Following the Executive Board's discussion of Bangladesh, Shigemitsu Sugisaki, Deputy Managing Director and Acting Chairman, said:

"Bangladesh's economic performance has strengthened in the first year of implementation of the government's PRGF-supported economic program. Economic growth has picked up, inflation is in check, and the external position has improved more than expected. The program is on track. The key macroeconomic targets have been achieved to date, and reforms in tax administration and in the nationalized commercial banks are moving ahead after modest initial delays.

"The challenges ahead for Bangladesh are to turn this initial progress into faster and lasting growth with poverty reduction, and to prepare for the potential impact of the phase out of Multifiber Agreement quotas by end-2004. The authorities intend to meet these challenges with determined policy implementation, especially on the structural front, and a strong effort to improve governance and the business climate. Critical policy measures envisaged are reforms in tax administration and the nationalized commercial banks, implementation of the recently adopted government procurement guidelines, and the establishment of an Independent Anti-Corruption Commission.

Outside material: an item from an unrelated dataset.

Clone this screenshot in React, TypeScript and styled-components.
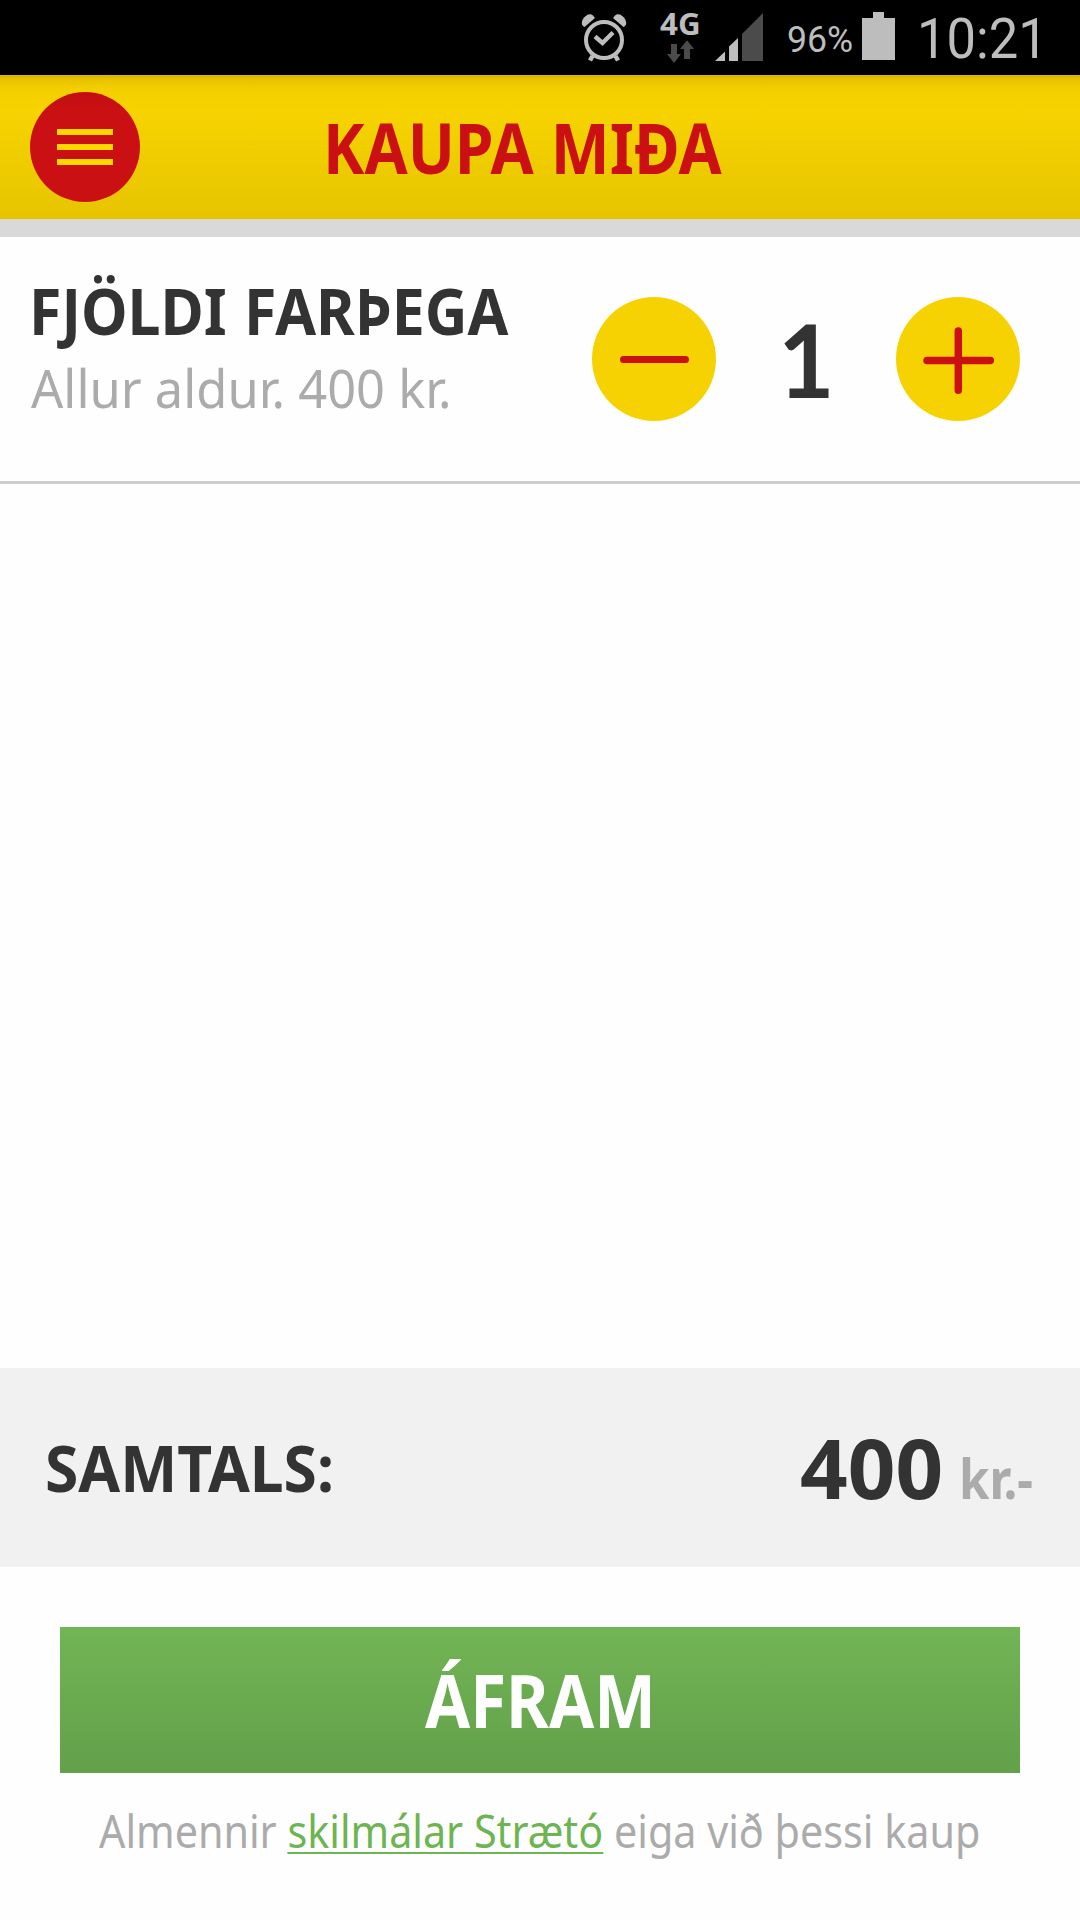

"The PRGF-supported program for fiscal year 2004 provides for a cautious easing of the stance of macroeconomic policies to better support growth, given the relatively stable financial environment. Bangladesh Bank has taken timely, market-based actions to lower interest rates, including a reduction in the Statutory Liquidity Requirement. Furthermore, the recent reduction in interest rates on National Savings Certificates represents a key step toward making the interest rate structure more flexible. It should help to put downward pressure on interest rates, and also contain the cost of borrowing for financing the budget.

"The budget for fiscal year 2004 targets increases in infrastructure and social spending, financed by external support on concessional terms. Realization of these spending goals will require improvements in public expenditure management and closer tracking and greater transparency of spending. On the revenue front, strong efforts to improve tax administration will be necessary to achieve the budgeted revenue target, in view of lagging revenue performance so far this year. Over the medium term, more fundamental reforms of tax administration, including modernizing the National Board of Revenue, will help underpin the program's revenue target.

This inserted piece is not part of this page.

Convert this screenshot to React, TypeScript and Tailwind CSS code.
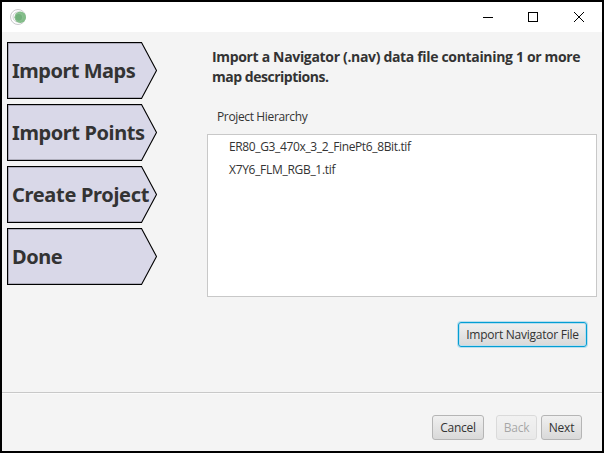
import React from "react";

const steps = [
  { label: "Import Maps", spacing: "tracking-[-0.5px]" },
  { label: "Import Points", spacing: "tracking-[-0.4px]" },
  { label: "Create Project", spacing: "tracking-[-0.32px]" },
  { label: "Done", spacing: "tracking-[-0.5px]" },
];

function Step({ label, spacing }: { label: string; spacing: string }) {
  return (
    <div className="relative flex h-[57px] w-[151px] items-center">
      <svg className="absolute inset-0" width="151" height="57" viewBox="0 0 151 57">
        <path d="M0.5 0.5H134.5L149.5 28.5L134.5 56.5H0.5Z" fill="#d9d8e8" stroke="#000" strokeWidth="1.1" />
        <path d="M1 1.5H134M1 55.5H134M1.5 1V56" stroke="#8e8d98" strokeWidth="0.8" opacity="0.7" />
      </svg>
      <span
        className={`relative ml-[5px] whitespace-nowrap font-['Noto_Sans',sans-serif] text-[20px] font-bold leading-6 text-[#333] ${spacing}`}
      >
        {label}
      </span>
    </div>
  );
}

function FxButton({ className, children }: { className: string; children: React.ReactNode }) {
  return (
    <button
      className={`flex h-[25px] items-center justify-center whitespace-nowrap rounded-[3px] border bg-linear-to-b from-[#f0f0f0] to-[#d9d9d9] pt-px tracking-[-0.25px] ${className}`}
    >
      {children}
    </button>
  );
}

export default function App() {
  return (
    <div className="flex h-[453px] w-[604px] flex-col border-2 border-black bg-[#f4f4f4] font-['Open_Sans',sans-serif] text-[12px] leading-4 text-[#333]">
      <header className="flex h-[30px] shrink-0 items-center bg-white">
        <svg className="ml-[7px]" width="18" height="18" viewBox="0 0 18 18">
          <circle cx="9" cy="9" r="7.5" fill="#fff" stroke="#c9c9cc" />
          <circle cx="9" cy="9" r="5" fill="none" stroke="#d0d0d4" />
          <circle cx="11.3" cy="9.3" r="5.7" fill="#82bd88" />
          <circle cx="9.8" cy="9.3" r="3.9" fill="#72b07b" stroke="#9ac8a0" strokeWidth="0.6" />
        </svg>
        <svg className="ml-auto mr-[16px]" width="104" height="12" viewBox="0 0 104 12" fill="none" stroke="#000">
          <path d="M1 6.5H11" />
          <rect x="46.5" y="1.5" width="9" height="9" />
          <path d="M92 1L102 11M102 1L92 11" />
        </svg>
      </header>
      <main className="flex h-[360px] shrink-0">
        <aside className="flex w-[205px] flex-col gap-[5px] pl-[5px] pt-[10px]">
          {steps.map((s) => (
            <Step key={s.label} {...s} />
          ))}
        </aside>
        <section className="flex w-[390px] flex-col">
          <h1 className="ml-[5px] mt-[15px] whitespace-nowrap text-[14px] font-bold leading-5">
            <span className="tracking-[-0.33px]">Import a Navigator (.nav) data file containing 1 or more</span>
            <br />
            <span className="tracking-[-0.48px]">map descriptions.</span>
          </h1>
          <div className="ml-[10px] mt-[22px] tracking-[-0.36px]">Project Hierarchy</div>
          <div className="mt-[9px] h-[163px] border border-[#c8c8c8] bg-white pl-[21px] leading-[23px]">
            <div className="tracking-[-0.36px]">ER80_G3_470x_3_2_FinePt6_8Bit.tif</div>
            <div className="tracking-[-0.3px]">X7Y6_FLM_RGB_1.tif</div>
          </div>
          <FxButton className="ml-auto mr-[10px] mt-[25px] w-[129px] border-[#039ed3] shadow-[0_0_0_1px_#b9deee,inset_0_0_0_1px_#b9deee]">
            Import Navigator File
          </FxButton>
        </section>
      </main>
      <footer className="flex grow border-t border-[#c8c8c8] pl-[430px] pt-[22px] shadow-[inset_0_1px_0_#fafafa]">
        <FxButton className="w-[52px] border-[#b5b5b5]">Cancel</FxButton>
        <FxButton className="ml-[12px] w-[41px] border-[#b5b5b5] opacity-40">Back</FxButton>
        <FxButton className="ml-[4px] w-[41px] border-[#b5b5b5]">Next</FxButton>
      </footer>
    </div>
  );
}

"A deepening of structural reforms is crucial to improve the prospects for investment and to maintain fiscal sustainability. Particularly important will be ongoing efforts to strengthen management of the four nationalized commercial banks and to define bank-by-bank resolution strategies by April 2004 as planned. Reform of the power sector and further progress in downsizing the manufacturing SOEs also will be important for improving growth prospects. Budget support to loss-making enterprises needs to be curtailed, and further efforts made to divest them as soon as feasible in order to achieve the authorities' medium-term targets in this area.

"The authorities have started work on the full Poverty Reduction Strategy Paper (PRSP). The PRSP is expected to incorporate a comprehensive assessment of the poverty and social impact of reforms and to be prepared on the basis of broad consultations with civil society," Mr. Sugisaki stated.